Sąd przyznał rację poznańskiemu prawnikowi. Teraz minister cyfryzacji musi go przeprosić na piśmie we własnoręcznie podpisanym dokumencie. Sąd nakazał sformułowanie takiej treści:
I. „Minister Cyfryzacji przeprasza Pana Michała Gniatkowskiego jako wyborcę za
bezprawne przetwarzanie jego danych osobowych poprzez ich przekazanie
Poczcie Polskiej S.A. z siedzibą w Warszawie celem organizacji „wyborów
kopertowych” wiosną 2020 r.” i przesłanie go listem poleconym na adres (adres poznańskiego prawnika)
wyroku;
II. zasądza od Skarbu Państwa – Ministra Cyfryzacji na rzecz Fundacji Wielka
Orkiestra Świątecznej Pomocy KRS 0000030897 kwotę 70 zł (słownie:
siedemdziesiąt złotych);
– Władza coraz mocniej ingeruje w naszą prywatność. Przeciwko niezależnym prokuratorom i politykom opozycji wykorzystywano oprogramowanie szpiegujące „Pegasus” (zakupione dla walki z terroryzmem). Od 1 lipca urzędy skarbowe mają zapewniony jeszcze szerszy wgląd w nasze konta bankowe. A jak to wygląda w drugą stronę? – pytał Michał Gniatkowski, gdy składał swój pozew i dodawał – Dalej nie wiemy jak dorobił się premier Morawiecki. Władza odpowiada na pytania tylko „swoich” dziennikarzy. Spotkania reklamowane jako otwarte dla obywateli w praktyce są otwarte tylko dla partyjnych aktywistów i klakierów. Jak wygląda możliwość kontrolowania władzy przez obywateli? – dodawał poznański prawnik.
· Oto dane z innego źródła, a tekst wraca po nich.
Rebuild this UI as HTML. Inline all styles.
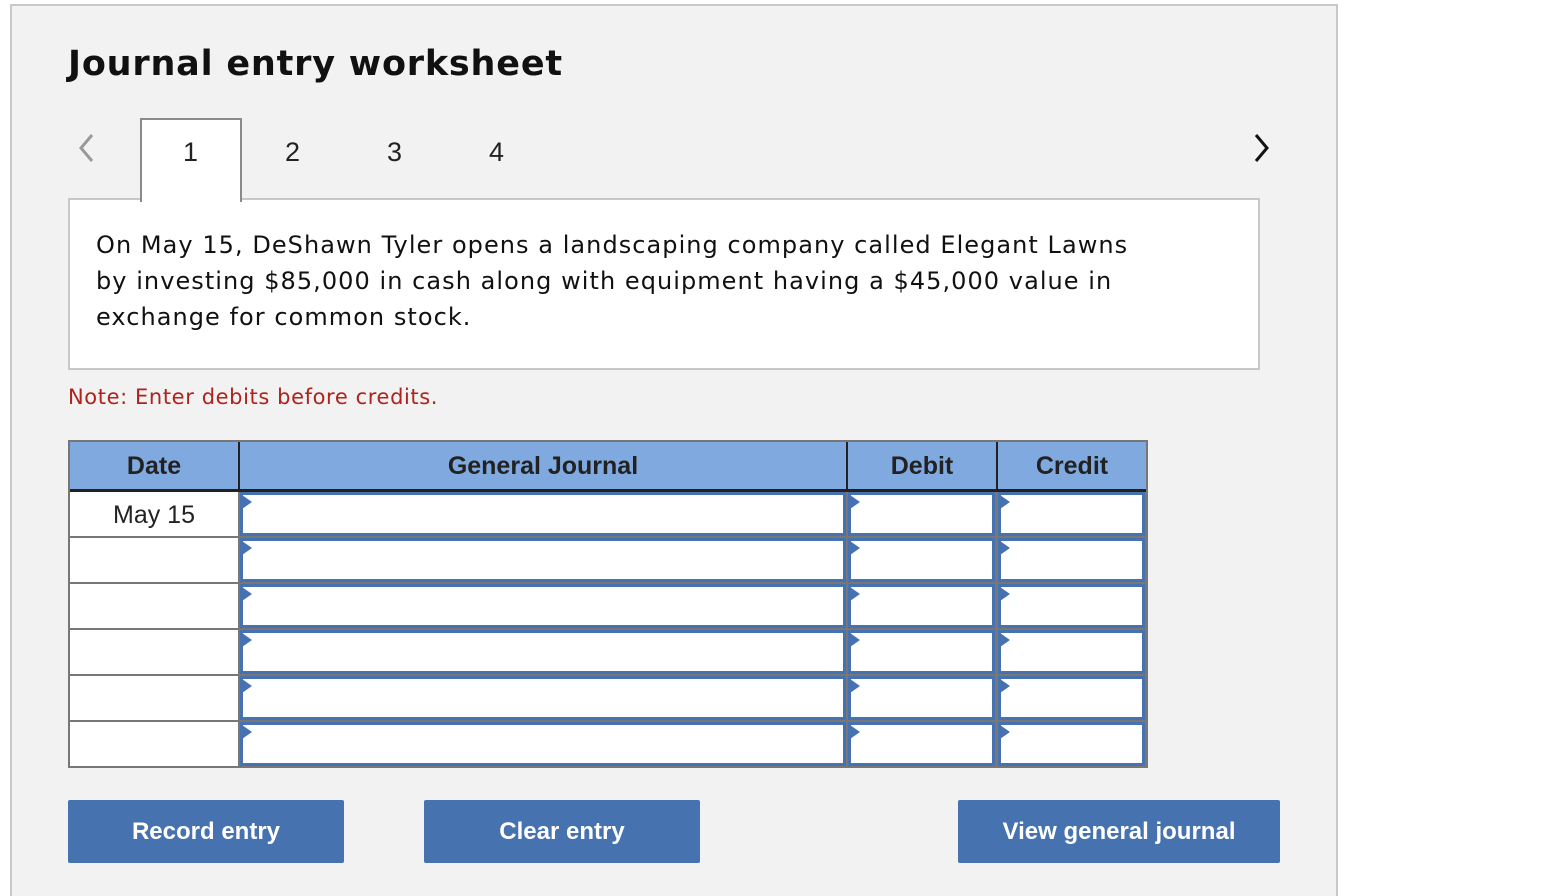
<!DOCTYPE html>
<html><head><style>
html,body{margin:0;width:1546px;height:896px;overflow:hidden}
body{background:#fff;font-family:"Liberation Sans",sans-serif;position:relative}
.abs{position:absolute}
.wrap{left:10px;top:4px;width:1324px;height:900px;background:#f2f2f2;border:2px solid #c8c8c8;border-bottom:none}
h1{position:absolute;left:68px;top:44px;margin:0;font-family:"DejaVu Sans",sans-serif;font-weight:bold;font-size:35px;color:#111;letter-spacing:0.8px}
.tab{font-size:27px;color:#222;top:137px}
.box{left:68px;top:198px;width:1188px;height:168px;background:#fff;border:2px solid #c8c8c8;box-sizing:content-box}
.txt{left:96px;top:227px;font-family:"DejaVu Sans",sans-serif;font-size:24px;line-height:36px;color:#111;letter-spacing:1.05px;white-space:nowrap}
.note{left:68px;top:385px;font-family:"DejaVu Sans",sans-serif;font-size:21px;color:#b0221c;letter-spacing:0.6px}
.th{top:442px;height:48px;background:#80aadf;font-weight:bold;font-size:25px;color:#222;text-align:center;line-height:48px}
.in{background:#fff;border:3px solid #4672b2;box-sizing:border-box}
.in:before{content:"";position:absolute;left:-1px;top:0;border-left:10px solid #4672b2;border-top:7px solid transparent;border-bottom:7px solid transparent}
.btn{top:800px;height:63px;background:#4672b0;color:#fff;font-weight:bold;font-size:24px;text-align:center;line-height:63px;border-radius:2px}
</style></head><body>
<div class="abs wrap"></div>
<h1>Journal entry worksheet</h1>
<svg class="abs" style="left:74px;top:132px" width="24" height="32"><path d="M18 3 L7 16 L18 29" stroke="#999" stroke-width="3" fill="none"/></svg>
<svg class="abs" style="left:1250px;top:132px" width="24" height="32"><path d="M6 3 L17 16 L6 29" stroke="#111" stroke-width="3" fill="none"/></svg>
<div class="abs box"></div>
<div class="abs" style="left:140px;top:118px;width:98px;height:82px;background:#fff;border:2px solid #8a8a8a;border-bottom:none;z-index:2"></div>
<div class="abs tab" style="left:183px;z-index:4">1</div>
<div class="abs tab" style="left:285px">2</div>
<div class="abs tab" style="left:387px">3</div>
<div class="abs tab" style="left:489px">4</div>
<div class="abs txt">On May 15, DeShawn Tyler opens a landscaping company called Elegant Lawns<br>by investing $85,000 in cash along with equipment having a $45,000 value in<br>exchange for common stock.</div>
<div class="abs note">Note: Enter debits before credits.</div>
<div class="abs" style="left:68px;top:440px;width:1080px;height:328px;background:#777"></div>
<div class="abs th" style="left:70px;width:168px">Date</div>
<div class="abs th" style="left:240px;width:606px">General Journal</div>
<div class="abs th" style="left:848px;width:148px">Debit</div>
<div class="abs th" style="left:998px;width:148px">Credit</div>
<div class="abs" style="left:70px;top:489px;width:1076px;height:3px;background:#222"></div>
<div class="abs" style="left:238px;top:442px;width:2px;height:48px;background:#222"></div>
<div class="abs" style="left:846px;top:442px;width:2px;height:48px;background:#222"></div>
<div class="abs" style="left:996px;top:442px;width:2px;height:48px;background:#222"></div>
<div id="rows"></div>
<script>
var tops=[492,538,584,630,676,722],h="";
tops.forEach(function(t,i){
h+='<div class="abs" style="left:70px;top:'+t+'px;width:168px;height:44px;background:#fff;text-align:center;line-height:46px;font-size:25px;color:#222">'+(i==0?'May 15':'')+'</div>';
h+='<div class="abs in" style="left:240px;top:'+t+'px;width:606px;height:44px"></div>';
h+='<div class="abs in" style="left:848px;top:'+t+'px;width:147px;height:44px"></div>';
h+='<div class="abs in" style="left:998px;top:'+t+'px;width:147px;height:44px"></div>';
});
document.getElementById('rows').innerHTML=h;
</script>
<div class="abs btn" style="left:68px;width:276px">Record entry</div>
<div class="abs btn" style="left:424px;width:276px">Clear entry</div>
<div class="abs btn" style="left:958px;width:322px">View general journal</div>
</body></html>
Sąd właśnie przyznał, że przekazanie danych osobowych przez ministerstwo, Poczcie, by próbować organizować nielegalne wybory kopertowe, było niezgodne z prawem. Polskie państwo poniosło też olbrzymie koszty tej operacji. Nikt za owe stracone pieniądze nie poniósł odpowiedzialności.